**BRIEF**.
Look through the lines below and extract any with the word "code".

**WORKING DATA**.

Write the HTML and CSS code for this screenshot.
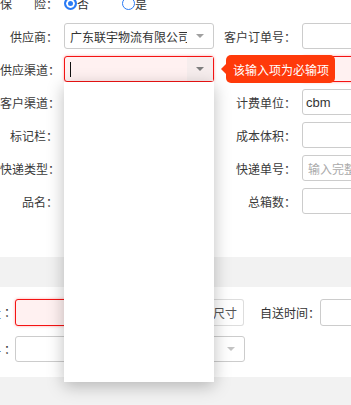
FILE: index.html
```html
<!DOCTYPE html>
<html lang="zh-CN">
<head>
    <meta charset="UTF-8">
    <meta name="viewport" content="width=device-width, initial-scale=1.0">
    <title>订单录入</title>
    <link rel="stylesheet" href="styles.css">
</head>
<body>
    <div class="page">
        <div class="form">
            <div class="row">
                <div class="field">
                    <label class="lbl">保<span class="gap"></span>险</label>
                    <div class="radios">
                        <span class="radio checked"></span><span class="radio-text">否</span>
                        <span class="radio"></span><span class="radio-text">是</span>
                    </div>
                </div>
            </div>

            <div class="row">
                <div class="field">
                    <label class="lbl">供应商</label>
                    <div class="select">
                        <span class="value">广东联宇物流有限公司</span>
                        <span class="arrow"><i class="caret"></i></span>
                    </div>
                </div>
                <div class="field">
                    <label class="lbl lbl-right">客户订单号</label>
                    <div class="input"></div>
                </div>
            </div>

            <div class="row">
                <div class="field">
                    <label class="lbl">供应渠道</label>
                    <div class="select error open">
                        <span class="value"><i class="cursor"></i></span>
                        <span class="arrow"><i class="caret dark"></i></span>
                        <div class="tip">该输入项为必输项</div>
                        <div class="dropdown"></div>
                    </div>
                </div>
                <div class="field">
                    <label class="lbl lbl-right">客户单号</label>
                    <div class="input error"></div>
                </div>
            </div>

            <div class="row">
                <div class="field">
                    <label class="lbl">客户渠道</label>
                    <div class="input"></div>
                </div>
                <div class="field">
                    <label class="lbl lbl-right">计费单位</label>
                    <div class="input"><span class="latin">cbm</span></div>
                </div>
            </div>

            <div class="row">
                <div class="field">
                    <label class="lbl">标记栏</label>
                    <div class="input"></div>
                </div>
                <div class="field">
                    <label class="lbl lbl-right">成本体积</label>
                    <div class="input"></div>
                </div>
            </div>

            <div class="row">
                <div class="field">
                    <label class="lbl">快递类型</label>
                    <div class="input"></div>
                </div>
                <div class="field">
                    <label class="lbl lbl-right">快递单号</label>
                    <div class="input"><span class="placeholder">输入完整单号</span></div>
                </div>
            </div>

            <div class="row">
                <div class="field">
                    <label class="lbl">品名</label>
                    <div class="input"></div>
                </div>
                <div class="field">
                    <label class="lbl lbl-right">总箱数</label>
                    <div class="input"></div>
                </div>
            </div>
        </div>

        <div class="band"></div>

        <div class="section">
            <div class="row tall">
                <label class="lbl-narrow">货物重量</label>
                <div class="input error wide"></div>
                <div class="btn">尺寸</div>
                <label class="lbl-time">自送时间</label>
                <div class="input time"></div>
            </div>
            <div class="row">
                <label class="lbl-narrow">包装材料</label>
                <div class="select long">
                    <span class="value"></span>
                    <span class="arrow"><i class="caret light"></i></span>
                </div>
            </div>
        </div>

        <div class="band bottom"></div>
    </div>
</body>
</html>
```

FILE: styles.css
```css
/* Global */
body {
    margin: 0;
    background-color: #FFFFFF;
    font-family: "Noto Sans CJK SC", sans-serif;
    font-size: 12px;
    color: #333333;
    overflow: hidden;
}

.page {
    margin-top: -10px;
    width: 351px;
}

/* Form rows */
.form {
    padding-bottom: 36px;
}

.row {
    display: flex;
    align-items: center;
    height: 26px;
    margin-bottom: 7px;
}

.field {
    display: flex;
    align-items: center;
    height: 100%;
}

/* centred colon, as the original font draws it */
.lbl::after,
.lbl-narrow::after,
.lbl-time::after {
    content: "：";
    font-family: "Noto Sans CJK TC", sans-serif;
}

.lbl {
    width: 58px;
    margin-right: 6px;
    text-align: right;
    white-space: nowrap;
    flex-shrink: 0;
    color: #3A3A3A;
}

.lbl .gap {
    display: inline-block;
    width: 22px;
}

.lbl-right {
    width: 82px;
}

/* Radios */
.radios {
    display: flex;
    align-items: center;
}

.radio {
    box-sizing: border-box;
    width: 13px;
    height: 13px;
    border: 1px solid #2A7BF5;
    border-radius: 50%;
    background-color: #FFFFFF;
}

.radio.checked {
    border: 2px solid #2A7BF5;
    box-shadow: inset 0 0 0 2px #FFFFFF;
    background-color: #2A7BF5;
}

.radio-text {
    width: 45px;
}

/* Inputs */
.input,
.select {
    box-sizing: border-box;
    position: relative;
    display: flex;
    align-items: center;
    width: 150px;
    height: 26px;
    border: 1px solid #CCCCCC;
    border-radius: 3px;
    background-color: #FFFFFF;
    flex-shrink: 0;
}

.input {
    padding: 0 5px;
}

.input.error,
.select.error {
    border-color: #F41414;
    background-color: #FFF1F1;
    box-shadow: 0 0 3px rgba(255, 0, 0, 0.35);
}

.select .value {
    flex: 1;
    overflow: hidden;
    white-space: nowrap;
    padding-left: 5px;
    height: 100%;
    display: flex;
    align-items: center;
}

.select .arrow {
    width: 26px;
    height: 100%;
    display: flex;
    align-items: center;
    justify-content: center;
}

.select.error .arrow {
    background-color: #F6EDED;
}

.caret {
    width: 0;
    height: 0;
    border-left: 4px solid transparent;
    border-right: 4px solid transparent;
    border-top: 4px solid #A0A0A0;
}

.caret.dark {
    border-top-color: #7E7E7E;
}

.caret.light {
    border-top-color: #C4C4C4;
}

.cursor {
    display: block;
    width: 1px;
    height: 15px;
    background-color: #111111;
}

.latin {
    font-family: "Liberation Sans", Arial, sans-serif;
    font-size: 13px;
    color: #333333;
    margin-left: -2px;
}

.placeholder {
    color: #AAAAAA;
    white-space: nowrap;
    overflow: hidden;
}

/* Validation tooltip */
.tip {
    position: absolute;
    left: 161px;
    top: -2px;
    z-index: 3;
    height: 28px;
    padding: 0 6px 0 7px;
    display: flex;
    align-items: center;
    border-radius: 5px;
    background-color: #FF3A0A;
    color: #FFFFFF;
    white-space: nowrap;
}

.tip::before {
    content: "";
    position: absolute;
    left: -5px;
    top: 9px;
    border-top: 5px solid transparent;
    border-bottom: 5px solid transparent;
    border-right: 5px solid #FF3A0A;
}

/* Open dropdown */
.dropdown {
    position: absolute;
    left: -1px;
    top: 25px;
    z-index: 2;
    width: 150px;
    height: 300px;
    background-color: #FFFFFF;
    box-shadow: 0 4px 16px rgba(0, 0, 0, 0.26);
}

/* Grey bands */
.band {
    height: 30px;
    background-color: #F2F2F2;
}

.band.bottom {
    height: 40px;
}

/* Lower section */
.section {
    padding: 12px 0 15px;
}

.section .row {
    margin-bottom: 10px;
}

.section .row:last-child {
    margin-bottom: 0;
}

.section .row.tall {
    height: 27px;
}

.lbl-narrow {
    width: 13px;
    margin-right: 2px;
    display: flex;
    justify-content: flex-end;
    white-space: nowrap;
    flex-shrink: 0;
}

.input.wide {
    width: 192px;
    height: 27px;
    border-radius: 3px 0 0 3px;
}

.btn {
    box-sizing: border-box;
    height: 27px;
    padding: 0 6px;
    display: flex;
    align-items: center;
    border: 1px solid #DDDDDD;
    border-left: none;
    border-radius: 0 3px 3px 0;
    background-color: #FFFFFF;
    color: #555555;
    flex-shrink: 0;
}

.lbl-time {
    margin-left: 16px;
    white-space: nowrap;
    flex-shrink: 0;
}

.input.time {
    height: 27px;
}

.select.long {
    width: 230px;
}
```
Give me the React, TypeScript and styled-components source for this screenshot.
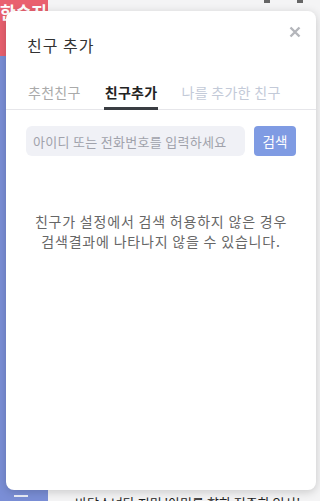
import React from "react";
import styled, { createGlobalStyle } from "styled-components";

const Global = createGlobalStyle`
  html, body { margin: 0; padding: 0; }
  body {
    width: 320px; height: 501px; overflow: hidden;
    font-family: "Noto Sans CJK KR", "Noto Sans", sans-serif;
    background: #f4f4f5;
  }
`;

const Page = styled.div`
  display: grid;
  grid-template-columns: 48px 1fr;
  width: 320px;
  height: 501px;
  position: relative;
`;

const Sidebar = styled.div`
  display: flex;
  flex-direction: column;
  background: #7a8ed6;
`;

const Brand = styled.div`
  height: 56px;
  background: #e9606f;
  color: #fff;
  font-weight: 700;
  font-size: 17px;
  line-height: 22px;
  padding: 1px 0 0;
  box-sizing: border-box;
  overflow: hidden;
  white-space: nowrap;
`;

const SideSpacer = styled.div`
  flex: 1;
`;

const Burger = styled.div`
  display: flex;
  flex-direction: column;
  gap: 5px;
  padding: 0 0 4px 14px;
  & > span { display: block; width: 14px; height: 2px; background: #fff; opacity: 0.85; }
`;

const Main = styled.div`
  display: flex;
  flex-direction: column;
  justify-content: space-between;
  background: #f4f4f5;
`;

const TopBar = styled.div`
  display: flex;
  justify-content: flex-end;
  gap: 27px;
  padding-right: 17px;
  & > span { width: 6px; height: 3px; background: #666; }
`;

const FooterText = styled.div`
  font-size: 13px;
  color: #222;
  padding-left: 27px;
  white-space: nowrap;
  height: 8px;
  line-height: 20px;
  overflow: hidden;
`;

const Modal = styled.div`
  position: absolute;
  left: 6px;
  top: 11px;
  width: 310px;
  height: 479px;
  background: #fff;
  border-radius: 8px;
  box-shadow: 0 2px 10px rgba(0, 0, 0, 0.18);
  display: flex;
  flex-direction: column;
`;

const Header = styled.div`
  box-sizing: border-box;
  height: 63px;
  display: flex;
  justify-content: space-between;
  align-items: flex-start;
  padding: 14px 14px 0 21px;
`;

const Title = styled.h2`
  margin: 8px 0 0;
  font-size: 16px;
  line-height: 24px;
  font-weight: 400;
  color: #333;
  letter-spacing: 1px;
`;

const Close = styled.button`
  border: 0;
  background: none;
  padding: 0;
  width: 14px;
  height: 14px;
  cursor: pointer;
  display: flex;
  align-items: center;
  justify-content: center;
`;

const Tabs = styled.div`
  display: flex;
  gap: 22px;
  padding: 8px 0 0 21px;
  border-bottom: 1px solid #e6e6ea;
`;

const Tab = styled.div<{ $active?: boolean; $muted?: boolean }>`
  font-size: 14px;
  line-height: 20px;
  letter-spacing: 0.3px;
  padding: 0 1px 5px;
  color: ${(p) => (p.$active ? "#222" : p.$muted ? "#c3cad8" : "#aaa")};
  font-weight: ${(p) => (p.$active ? 700 : 400)};
  border-bottom: 3px solid ${(p) => (p.$active ? "#3a3d42" : "transparent")};
  margin-bottom: -1px;
`;

const SearchRow = styled.div`
  display: flex;
  gap: 9px;
  padding: 16px 20px 0 20px;
`;

const Input = styled.input`
  flex: 1;
  height: 30px;
  box-sizing: border-box;
  border: 0;
  border-radius: 6px;
  background: #f0f1f6;
  padding: 0 7px;
  font-family: inherit;
  font-size: 13px;
  letter-spacing: 0.3px;
  color: #333;
  outline: none;
  &::placeholder { color: #a0a2ab; }
`;

const SearchButton = styled.button`
  width: 42px;
  height: 30px;
  border: 0;
  border-radius: 4px;
  background: #7f9be3;
  color: #fff;
  font-family: inherit;
  font-size: 13.5px;
  padding: 0;
`;

const Notice = styled.p`
  margin: 55px 0 0;
  text-align: center;
  font-size: 14px;
  line-height: 20px;
  letter-spacing: 0.8px;
  color: #666;
`;

export default function App() {
  return (
    <>
      <Global />
      <Page>
        <Sidebar>
          <Brand>한승지</Brand>
          <SideSpacer />
          <Burger><span /><span /></Burger>
        </Sidebar>
        <Main>
          <TopBar><span /><span /></TopBar>
          <FooterText>바탕소녀다 지미 '아미를 향한 전주한 인사'</FooterText>
        </Main>
        <Modal>
          <Header>
            <Title>친구 추가</Title>
            <Close aria-label="닫기">
              <svg width="12" height="12" viewBox="0 0 12 12">
                <path d="M1.5 1.5 L10.5 10.5 M10.5 1.5 L1.5 10.5" stroke="#b4b6bb" strokeWidth="2.4" strokeLinecap="butt" />
              </svg>
            </Close>
          </Header>
          <Tabs>
            <Tab>추천친구</Tab>
            <Tab $active>친구추가</Tab>
            <Tab $muted>나를 추가한 친구</Tab>
          </Tabs>
          <SearchRow>
            <Input placeholder="아이디 또는 전화번호를 입력하세요" />
            <SearchButton>검색</SearchButton>
          </SearchRow>
          <Notice>
            친구가 설정에서 검색 허용하지 않은 경우<br />
            검색결과에 나타나지 않을 수 있습니다.
          </Notice>
        </Modal>
      </Page>
    </>
  );
}
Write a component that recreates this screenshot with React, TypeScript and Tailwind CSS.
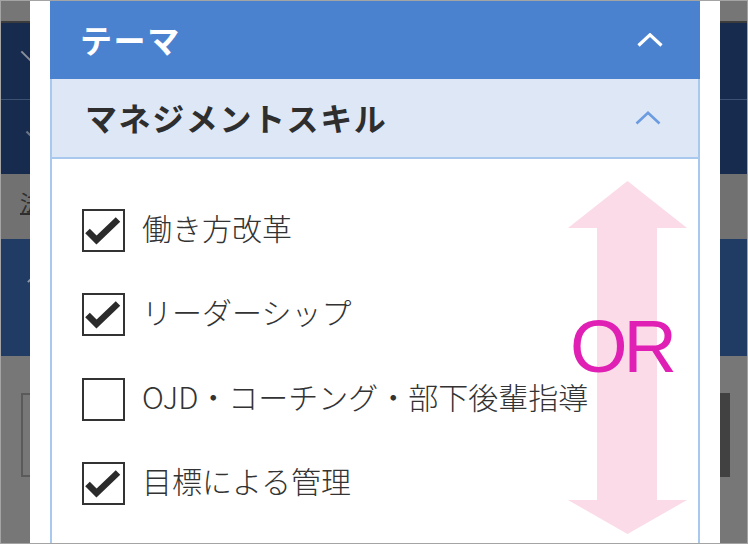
const ITEMS = [
  { label: '働き方改革', checked: true },
  { label: 'リーダーシップ', checked: true },
  { label: 'OJD・コーチング・部下後輩指導', checked: false },
  { label: '目標による管理', checked: true },
]

function Chevron({ className, width }: { className: string; width: number }) {
  return (
    <svg viewBox="0 0 26 14" className={className} fill="none">
      <polyline points="1.5,12.5 13,1.8 24.5,12.5" stroke="currentColor" strokeWidth={width} />
    </svg>
  )
}

function CheckBox({ checked }: { checked: boolean }) {
  return (
    <div className="w-[43px] h-[43px] shrink-0 border-2 border-[#333] bg-white">
      {checked && (
        <svg viewBox="0 0 39 39" className="w-full h-full">
          <polyline points="3.5,20 12.5,29 34,8.5" fill="none" stroke="#2b2b2b" strokeWidth={6.5} />
        </svg>
      )}
    </div>
  )
}

function PageBehind() {
  return (
    <div className="flex flex-col h-full">
      <div className="h-[22px] bg-[#767676] border-b-2 border-[#3c3c3c]" />
      <div className="h-[77px] bg-[#172b4f] border-b border-[#3d5272] relative">
        <span className="absolute left-[18px] top-[33px] w-[16px] h-[2px] bg-[#8a8f99] rotate-45" />
      </div>
      <div className="h-[74px] bg-[#172b4f] relative">
        <span className="absolute left-[24px] top-[34px] w-[10px] h-[2px] bg-[#6e7688] rotate-45" />
      </div>
      <div className="h-[65px] bg-[#717171] pl-[19px] pt-[16px]">
        <span className="text-[22px] leading-none text-[#2e2e2e] underline font-['Noto_Sans_CJK_JP',sans-serif]">法</span>
      </div>
      <div className="h-[117px] bg-[#213c64] relative">
        <span className="absolute left-[26px] top-[40px] w-[6px] h-[2px] bg-[#8d97aa] -rotate-45" />
      </div>
      <div className="flex-1 bg-[#777] pt-[37px] pl-[20px] pr-[17px] flex justify-between">
        <div className="w-[40px] h-[84px] border-2 border-[#5a5a5a]" />
        <div className="w-[40px] h-[84px] bg-[#414141]" />
      </div>
    </div>
  )
}

export default function App() {
  return (
    <div className="w-[748px] h-[544px] relative overflow-hidden border border-[#a4a4a4] bg-[#777]">
      <PageBehind />

      {/* modal */}
      <div className="absolute top-0 bottom-0 left-[29px] w-[690px] bg-white px-5 flex flex-col font-['Noto_Sans_CJK_JP',sans-serif]">
        <div className="h-[78px] shrink-0 bg-[#4b82d0] flex items-center justify-between pl-[30px] pr-[37px]">
          <span className="text-white font-bold text-[32px] tracking-[0.05em] leading-none mb-[3px]">テーマ</span>
          <Chevron className="w-[26px] h-[14px] text-white" width={3.2} />
        </div>
        <div className="h-[80px] shrink-0 bg-[#dde7f6] border-x-2 border-b-2 border-[#a9c8ee] flex items-center justify-between pl-[33px] pr-[37px]">
          <span className="text-[#2e2e2e] font-bold text-[32px] tracking-[0.05em] leading-none mb-[3px]">マネジメントスキル</span>
          <Chevron className="w-[26px] h-[14px] text-[#6b9be0]" width={2.6} />
        </div>
        <div className="flex-1 border-x-2 border-[#a9c8ee] pt-[50px] pl-[30px] flex flex-col gap-[41.3px]">
          {ITEMS.map((item) => (
            <div key={item.label} className="flex items-center gap-[17px]">
              <CheckBox checked={item.checked} />
              <span className="text-[30px] leading-none font-light text-[#333] whitespace-nowrap mb-[7px]">
                {item.label}
              </span>
            </div>
          ))}
        </div>
      </div>

      {/* annotation */}
      <svg viewBox="0 0 119 353" className="absolute left-[567px] top-[180px] w-[119px] h-[353px]">
        <polygon
          points="59.5,0 119,47 89,47 89,319 119,319 59.5,353 0,319 29,319 29,47 0,47"
          fill="#fbdbe8"
        />
      </svg>
      <span className="absolute left-[569px] top-[309px] text-[74px] leading-none text-[#e020b4] font-['Liberation_Sans',sans-serif] tracking-[-4px]">
        OR
      </span>
    </div>
  )
}
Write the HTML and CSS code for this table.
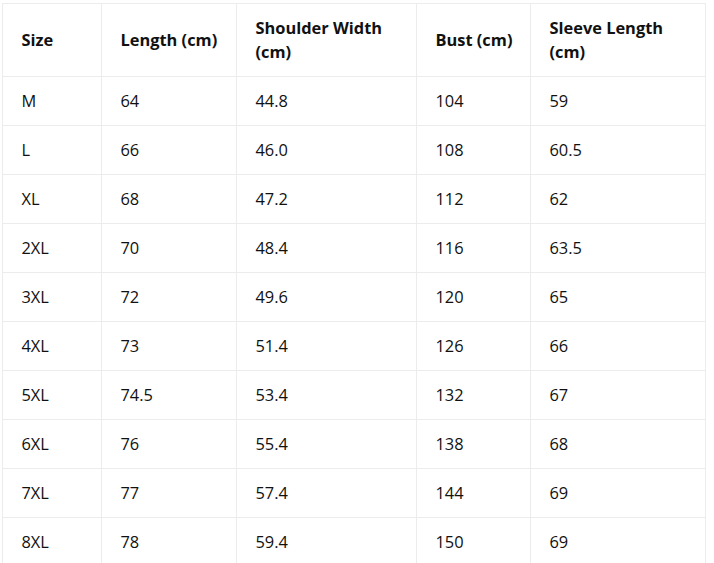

**WORKED SOLUTION**.
Write the HTML and CSS code for this screenshot.
Write the HTML and CSS code for this table.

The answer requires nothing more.